> _WHAT YOU HAVE TO DO_: Count lines with "index" in them. Report only the total.

> _DATASET EXCERPT_:
-- START --

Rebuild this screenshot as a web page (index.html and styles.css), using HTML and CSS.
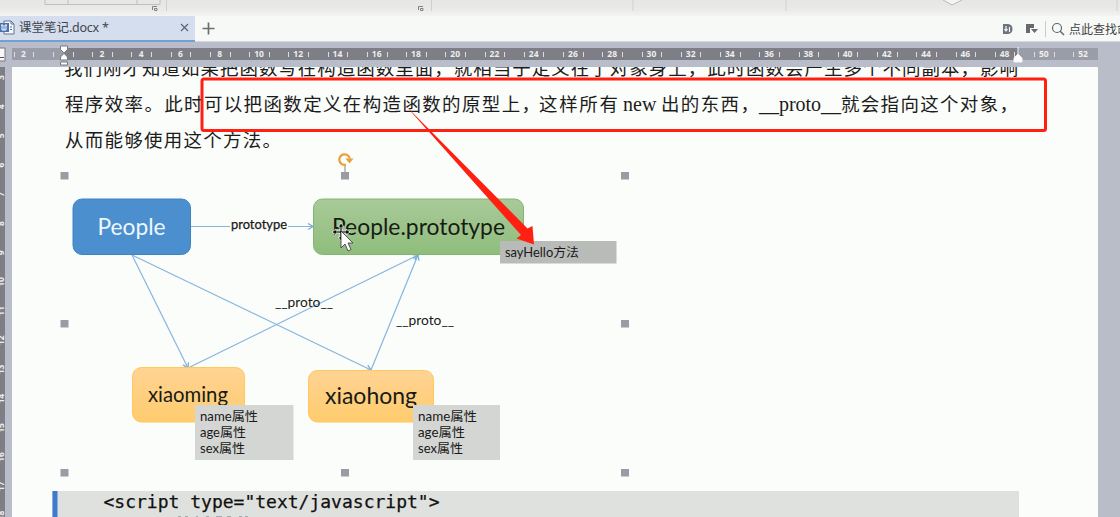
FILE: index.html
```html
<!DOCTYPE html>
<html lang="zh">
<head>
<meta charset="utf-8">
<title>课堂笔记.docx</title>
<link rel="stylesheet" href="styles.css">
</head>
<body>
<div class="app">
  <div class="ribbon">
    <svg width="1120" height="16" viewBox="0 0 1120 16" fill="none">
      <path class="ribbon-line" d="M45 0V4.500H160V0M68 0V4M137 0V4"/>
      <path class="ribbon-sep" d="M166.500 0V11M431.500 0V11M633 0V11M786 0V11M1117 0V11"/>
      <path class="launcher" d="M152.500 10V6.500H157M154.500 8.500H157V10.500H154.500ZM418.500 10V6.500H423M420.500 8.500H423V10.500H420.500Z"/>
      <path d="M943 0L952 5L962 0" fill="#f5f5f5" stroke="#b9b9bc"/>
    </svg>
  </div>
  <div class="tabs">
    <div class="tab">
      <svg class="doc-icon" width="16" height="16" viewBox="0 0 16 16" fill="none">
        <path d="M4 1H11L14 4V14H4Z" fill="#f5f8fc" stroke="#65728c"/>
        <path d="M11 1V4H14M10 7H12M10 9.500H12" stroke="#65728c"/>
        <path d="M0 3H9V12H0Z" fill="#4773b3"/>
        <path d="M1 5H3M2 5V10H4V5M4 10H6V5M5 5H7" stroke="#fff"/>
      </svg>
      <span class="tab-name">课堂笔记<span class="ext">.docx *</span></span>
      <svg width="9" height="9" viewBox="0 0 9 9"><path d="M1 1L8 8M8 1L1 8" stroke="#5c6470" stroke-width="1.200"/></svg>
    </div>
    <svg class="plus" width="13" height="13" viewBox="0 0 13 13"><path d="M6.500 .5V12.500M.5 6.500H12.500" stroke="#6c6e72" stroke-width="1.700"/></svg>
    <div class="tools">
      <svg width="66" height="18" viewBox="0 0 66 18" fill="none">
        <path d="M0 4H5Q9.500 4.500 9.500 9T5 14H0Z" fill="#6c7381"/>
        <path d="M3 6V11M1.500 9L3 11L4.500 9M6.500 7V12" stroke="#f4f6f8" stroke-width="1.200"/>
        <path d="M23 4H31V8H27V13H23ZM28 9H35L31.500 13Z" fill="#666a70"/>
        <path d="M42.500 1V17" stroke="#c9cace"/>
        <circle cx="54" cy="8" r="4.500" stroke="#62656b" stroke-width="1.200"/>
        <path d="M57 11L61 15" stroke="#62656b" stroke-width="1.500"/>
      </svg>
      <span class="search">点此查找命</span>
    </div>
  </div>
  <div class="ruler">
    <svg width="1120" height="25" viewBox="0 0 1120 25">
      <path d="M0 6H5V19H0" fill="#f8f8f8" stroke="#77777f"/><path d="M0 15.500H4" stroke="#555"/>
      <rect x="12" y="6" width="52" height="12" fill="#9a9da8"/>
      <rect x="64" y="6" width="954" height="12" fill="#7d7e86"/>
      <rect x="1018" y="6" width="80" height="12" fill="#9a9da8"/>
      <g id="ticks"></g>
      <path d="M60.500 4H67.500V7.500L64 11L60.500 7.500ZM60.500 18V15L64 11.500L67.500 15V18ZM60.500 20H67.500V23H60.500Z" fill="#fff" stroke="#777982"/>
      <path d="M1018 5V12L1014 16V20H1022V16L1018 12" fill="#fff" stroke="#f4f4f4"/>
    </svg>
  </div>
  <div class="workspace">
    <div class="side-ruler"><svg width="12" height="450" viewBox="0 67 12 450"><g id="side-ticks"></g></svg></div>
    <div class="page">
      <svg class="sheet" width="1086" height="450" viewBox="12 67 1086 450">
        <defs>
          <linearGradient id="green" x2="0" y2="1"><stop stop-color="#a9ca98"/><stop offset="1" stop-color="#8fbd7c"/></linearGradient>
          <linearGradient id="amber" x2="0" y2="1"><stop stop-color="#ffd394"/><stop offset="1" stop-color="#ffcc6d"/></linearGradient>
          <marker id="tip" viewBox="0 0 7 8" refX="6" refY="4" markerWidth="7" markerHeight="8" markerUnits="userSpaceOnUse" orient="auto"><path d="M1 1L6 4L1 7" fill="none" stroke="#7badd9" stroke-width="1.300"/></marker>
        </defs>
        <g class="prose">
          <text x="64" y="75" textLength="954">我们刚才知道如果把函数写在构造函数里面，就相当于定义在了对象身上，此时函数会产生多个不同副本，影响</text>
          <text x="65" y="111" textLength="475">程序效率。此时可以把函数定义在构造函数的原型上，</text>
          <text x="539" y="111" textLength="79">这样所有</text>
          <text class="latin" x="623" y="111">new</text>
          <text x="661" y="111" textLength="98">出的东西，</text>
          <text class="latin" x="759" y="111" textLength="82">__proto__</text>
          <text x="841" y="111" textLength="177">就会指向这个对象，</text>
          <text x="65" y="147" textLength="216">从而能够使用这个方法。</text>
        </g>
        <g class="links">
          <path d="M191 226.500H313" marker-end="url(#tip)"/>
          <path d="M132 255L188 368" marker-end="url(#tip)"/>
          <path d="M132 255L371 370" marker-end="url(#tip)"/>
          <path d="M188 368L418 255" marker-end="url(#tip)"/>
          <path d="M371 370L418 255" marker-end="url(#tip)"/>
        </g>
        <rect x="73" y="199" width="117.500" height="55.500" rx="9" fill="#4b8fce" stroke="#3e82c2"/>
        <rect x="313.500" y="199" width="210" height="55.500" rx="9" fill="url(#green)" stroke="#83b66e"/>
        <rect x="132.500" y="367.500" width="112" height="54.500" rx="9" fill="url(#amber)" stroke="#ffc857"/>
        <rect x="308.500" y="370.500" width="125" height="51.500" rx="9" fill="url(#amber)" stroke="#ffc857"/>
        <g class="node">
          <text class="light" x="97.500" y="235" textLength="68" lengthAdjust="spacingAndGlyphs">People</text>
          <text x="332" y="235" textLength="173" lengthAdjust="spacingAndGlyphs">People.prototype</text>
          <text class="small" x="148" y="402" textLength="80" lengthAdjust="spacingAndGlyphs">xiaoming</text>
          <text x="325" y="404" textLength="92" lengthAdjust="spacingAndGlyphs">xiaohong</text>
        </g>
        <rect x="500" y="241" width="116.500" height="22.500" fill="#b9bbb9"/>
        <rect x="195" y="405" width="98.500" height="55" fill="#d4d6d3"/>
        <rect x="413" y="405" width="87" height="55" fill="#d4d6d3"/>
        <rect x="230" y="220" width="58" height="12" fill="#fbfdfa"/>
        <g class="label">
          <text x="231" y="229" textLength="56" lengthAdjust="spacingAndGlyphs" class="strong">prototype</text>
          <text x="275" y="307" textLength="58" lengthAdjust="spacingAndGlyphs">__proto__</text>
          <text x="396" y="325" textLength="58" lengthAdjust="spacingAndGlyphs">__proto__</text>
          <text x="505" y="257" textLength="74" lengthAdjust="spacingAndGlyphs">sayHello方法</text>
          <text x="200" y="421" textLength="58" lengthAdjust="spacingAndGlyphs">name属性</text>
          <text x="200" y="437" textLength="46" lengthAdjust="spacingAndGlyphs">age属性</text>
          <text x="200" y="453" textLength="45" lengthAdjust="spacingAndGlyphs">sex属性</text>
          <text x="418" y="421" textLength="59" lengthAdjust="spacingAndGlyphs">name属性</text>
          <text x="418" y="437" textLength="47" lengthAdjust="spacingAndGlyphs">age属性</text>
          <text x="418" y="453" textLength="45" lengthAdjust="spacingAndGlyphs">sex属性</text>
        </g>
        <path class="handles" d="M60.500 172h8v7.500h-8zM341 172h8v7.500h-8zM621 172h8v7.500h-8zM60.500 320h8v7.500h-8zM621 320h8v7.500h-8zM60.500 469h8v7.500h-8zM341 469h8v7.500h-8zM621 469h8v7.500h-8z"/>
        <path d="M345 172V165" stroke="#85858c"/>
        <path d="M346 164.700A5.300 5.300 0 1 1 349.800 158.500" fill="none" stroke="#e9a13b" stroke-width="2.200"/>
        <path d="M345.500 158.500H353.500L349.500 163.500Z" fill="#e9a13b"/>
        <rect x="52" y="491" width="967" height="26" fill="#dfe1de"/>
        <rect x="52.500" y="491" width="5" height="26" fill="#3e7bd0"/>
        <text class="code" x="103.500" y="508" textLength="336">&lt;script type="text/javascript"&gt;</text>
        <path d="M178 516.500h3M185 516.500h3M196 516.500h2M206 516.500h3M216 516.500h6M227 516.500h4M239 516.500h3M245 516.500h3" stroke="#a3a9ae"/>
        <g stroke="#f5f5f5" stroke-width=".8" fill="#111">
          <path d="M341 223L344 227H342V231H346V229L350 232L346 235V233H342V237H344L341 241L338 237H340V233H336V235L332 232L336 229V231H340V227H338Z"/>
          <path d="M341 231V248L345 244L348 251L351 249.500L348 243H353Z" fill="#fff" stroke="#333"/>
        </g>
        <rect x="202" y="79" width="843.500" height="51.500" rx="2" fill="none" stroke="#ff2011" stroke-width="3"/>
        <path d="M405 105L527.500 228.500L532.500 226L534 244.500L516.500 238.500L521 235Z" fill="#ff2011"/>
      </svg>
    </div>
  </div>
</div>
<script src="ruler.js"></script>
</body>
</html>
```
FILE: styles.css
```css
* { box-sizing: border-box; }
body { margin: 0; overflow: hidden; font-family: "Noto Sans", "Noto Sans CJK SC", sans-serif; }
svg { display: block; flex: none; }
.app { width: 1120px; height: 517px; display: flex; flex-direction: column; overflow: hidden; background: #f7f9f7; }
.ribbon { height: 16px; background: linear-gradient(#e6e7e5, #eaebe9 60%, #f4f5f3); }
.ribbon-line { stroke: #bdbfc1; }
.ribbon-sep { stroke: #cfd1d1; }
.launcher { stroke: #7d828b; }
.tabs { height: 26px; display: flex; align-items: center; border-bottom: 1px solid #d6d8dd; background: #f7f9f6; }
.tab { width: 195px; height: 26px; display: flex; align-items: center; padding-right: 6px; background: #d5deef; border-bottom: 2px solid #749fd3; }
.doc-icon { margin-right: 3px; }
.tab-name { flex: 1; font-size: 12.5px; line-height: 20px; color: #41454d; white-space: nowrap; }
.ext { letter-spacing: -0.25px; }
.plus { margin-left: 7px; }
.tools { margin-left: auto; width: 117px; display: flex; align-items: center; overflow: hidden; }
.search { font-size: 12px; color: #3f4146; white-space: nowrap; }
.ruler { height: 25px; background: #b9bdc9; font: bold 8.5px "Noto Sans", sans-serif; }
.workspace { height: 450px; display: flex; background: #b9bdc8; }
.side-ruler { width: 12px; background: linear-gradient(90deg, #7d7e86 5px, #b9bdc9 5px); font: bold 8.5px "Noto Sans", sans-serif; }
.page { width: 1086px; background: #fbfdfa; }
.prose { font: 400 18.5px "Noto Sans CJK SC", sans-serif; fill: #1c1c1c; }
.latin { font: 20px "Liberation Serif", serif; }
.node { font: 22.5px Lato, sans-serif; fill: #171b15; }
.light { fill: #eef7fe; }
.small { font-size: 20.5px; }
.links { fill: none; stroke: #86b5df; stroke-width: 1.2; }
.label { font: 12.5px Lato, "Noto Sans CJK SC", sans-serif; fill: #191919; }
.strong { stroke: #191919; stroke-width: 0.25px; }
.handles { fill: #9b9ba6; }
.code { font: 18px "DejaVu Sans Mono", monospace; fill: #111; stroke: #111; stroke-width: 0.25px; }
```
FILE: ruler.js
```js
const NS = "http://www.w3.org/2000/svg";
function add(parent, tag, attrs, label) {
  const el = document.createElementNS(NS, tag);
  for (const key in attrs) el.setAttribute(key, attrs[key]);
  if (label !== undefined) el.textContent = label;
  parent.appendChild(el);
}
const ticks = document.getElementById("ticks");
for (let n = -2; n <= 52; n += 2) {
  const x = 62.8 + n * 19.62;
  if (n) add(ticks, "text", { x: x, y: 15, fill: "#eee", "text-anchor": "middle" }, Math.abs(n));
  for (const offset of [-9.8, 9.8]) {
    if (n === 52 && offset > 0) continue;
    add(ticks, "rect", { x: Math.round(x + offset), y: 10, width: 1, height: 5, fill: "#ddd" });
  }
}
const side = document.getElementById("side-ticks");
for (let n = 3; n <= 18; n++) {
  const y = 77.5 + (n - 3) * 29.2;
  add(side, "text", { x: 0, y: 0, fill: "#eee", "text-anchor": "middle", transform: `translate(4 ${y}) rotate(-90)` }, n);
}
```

-- END --

> _ANSWER FOR THE TASK_: 2